Really, presenting is a great contribution to yourself and the industry, and we really could use it.  Help us make mobile mayhem by showing the way.  Or, of course, join us at the conference to get ready to mix it up.  Hope to see you there.

7 January 2014

The Miranda Organization

Clark @ 6:58 AM

In the US justice system, a person is supposed to be read their Miranda rights before speaking to the police. The key catchphrase is, roughly, “anything you say can and will be used against you”.  It is a warning that you have the right to the Fifth Amendment and not incriminate yourself.  And while that’s a good concept for the US justice, in organizations it can be problematic.
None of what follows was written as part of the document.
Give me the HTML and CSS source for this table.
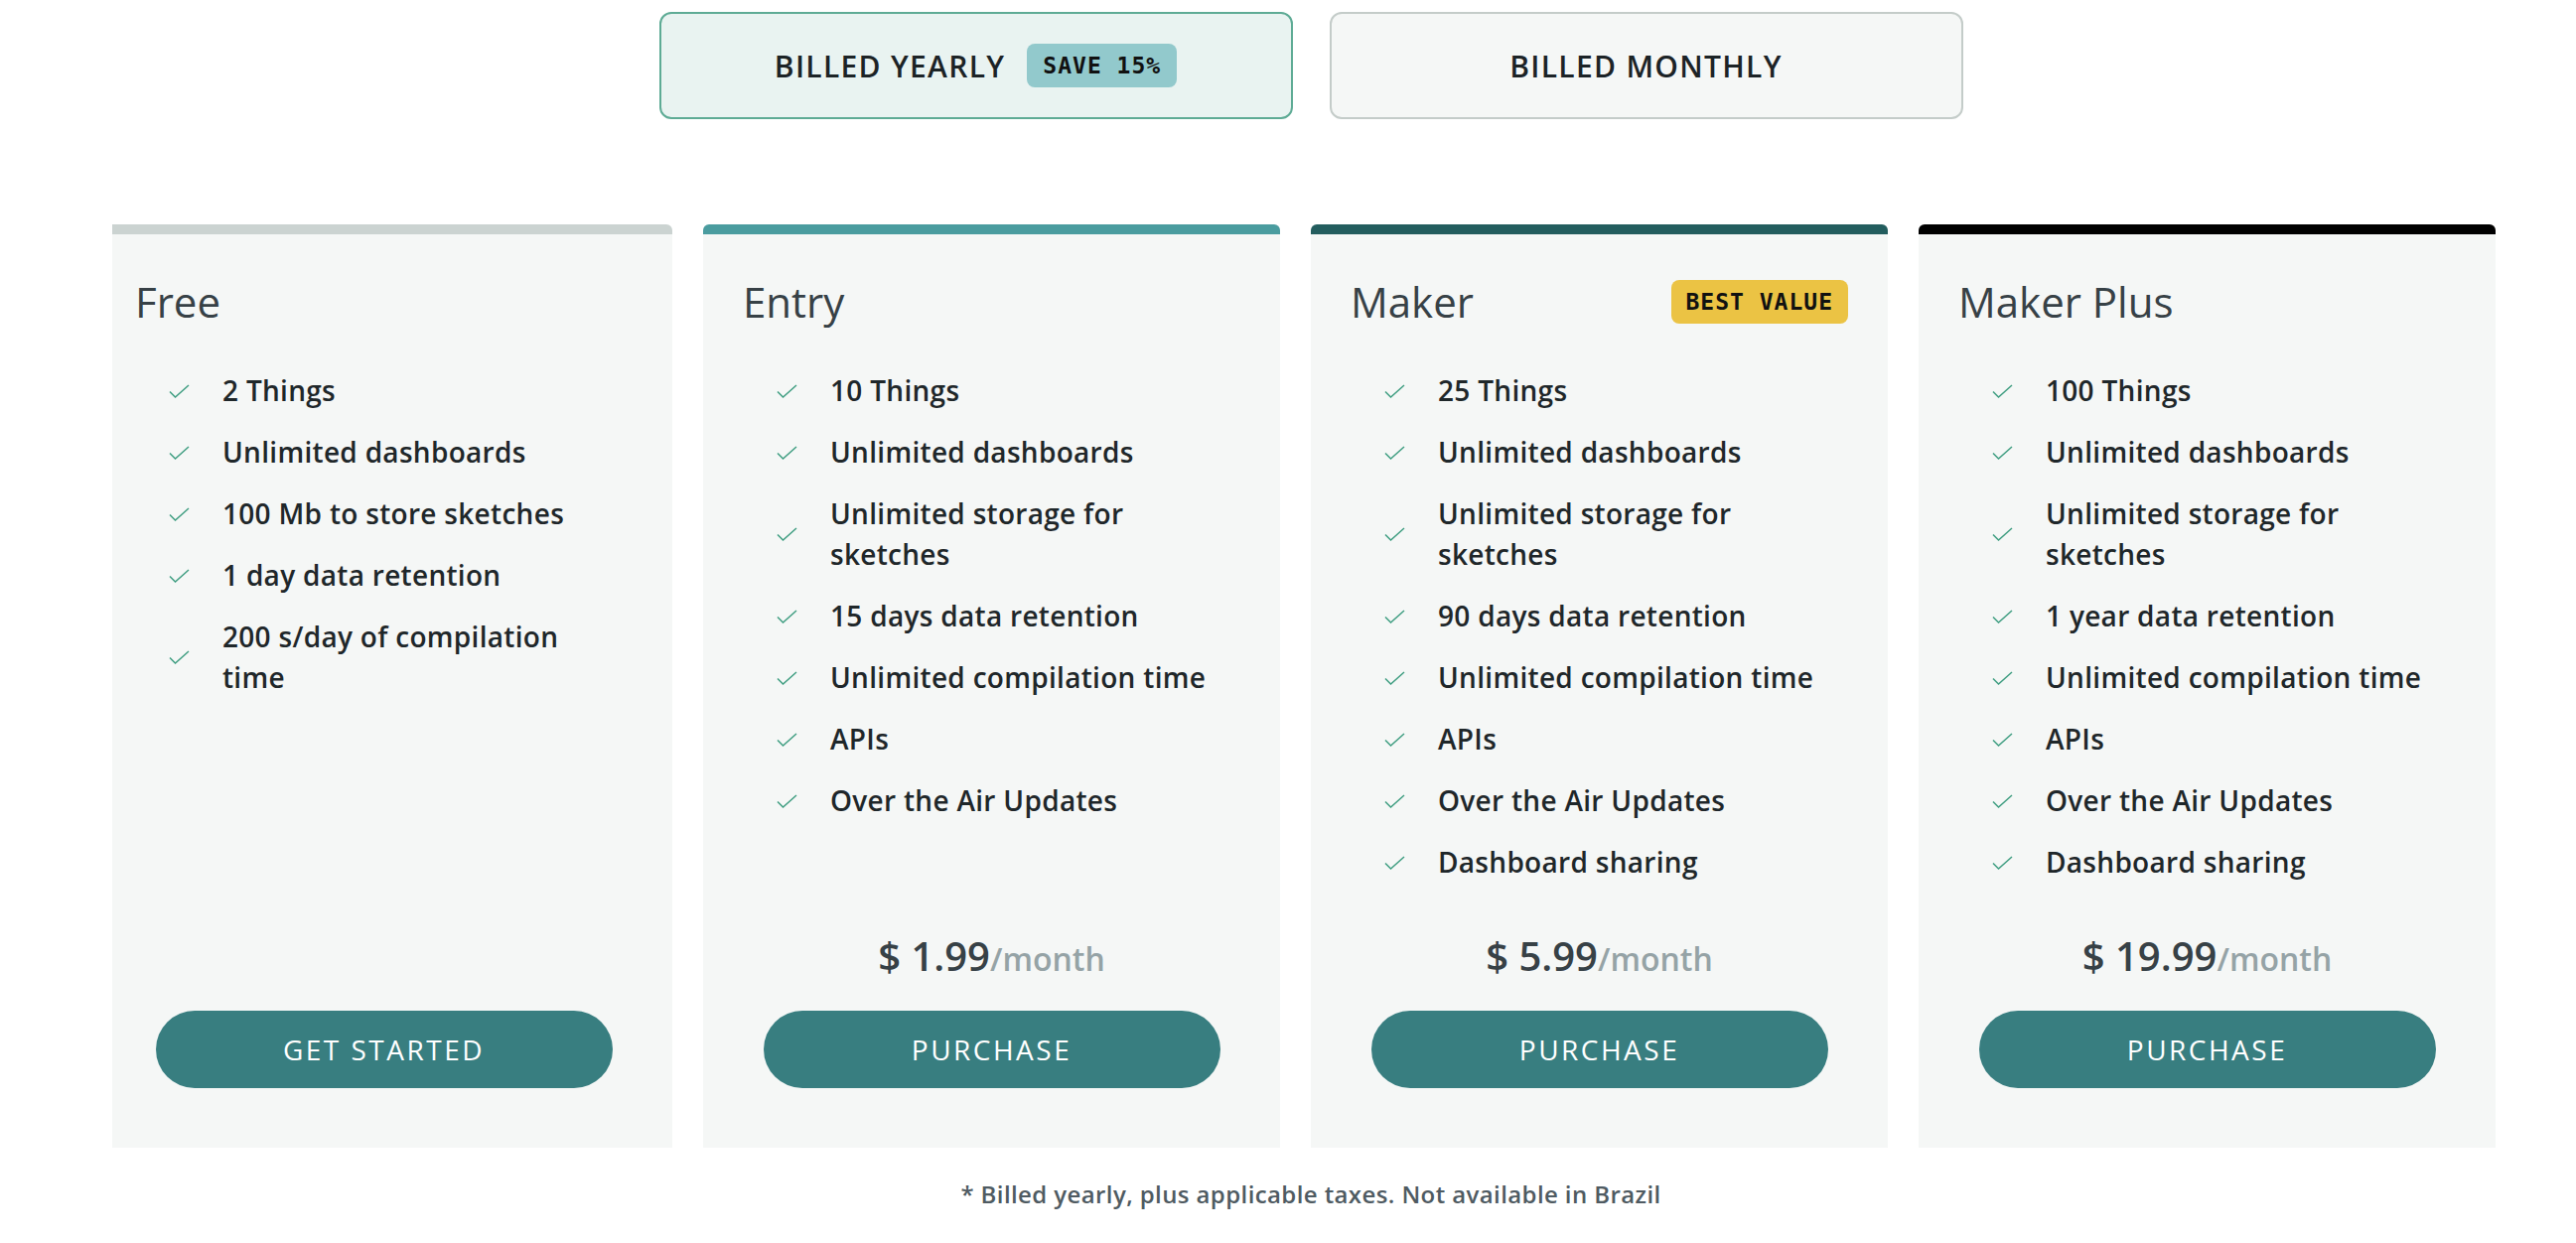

It is a good thing for people to contribute in organizations.  The best ideas come from contributions.  Innovation, problem-solving, and more are the outcomes of people interacting.  Working and learning out loud is very valuable, as others can see how you work and you can get feedback.  Also, it should be okay to make a mistake, and share the lesson, so no one else has to make it.

On the other hand, if it is not safe to contribute, people won’t.  There’s a decent chance that you’ve worked, or work, in such an organization. Where your contributions can be held against you, where mistakes will only lead to bad outcomes, where sharing your processes and ideas will mean you become expendable.  The culture is so aggressive or negative that people just keep to themselves.  That’s not to the long-term benefit of the organization, but culture eats strategy for breakfast.

If you want to have a good company, you do not want anything anyone says to be used against them, but instead only used for them.   You want it to be safe to share!  You don’t want a Miranda organization.

So, in justice, Miranda is a good idea, in organizations it is bad.  Make sure you’re using it appropriately.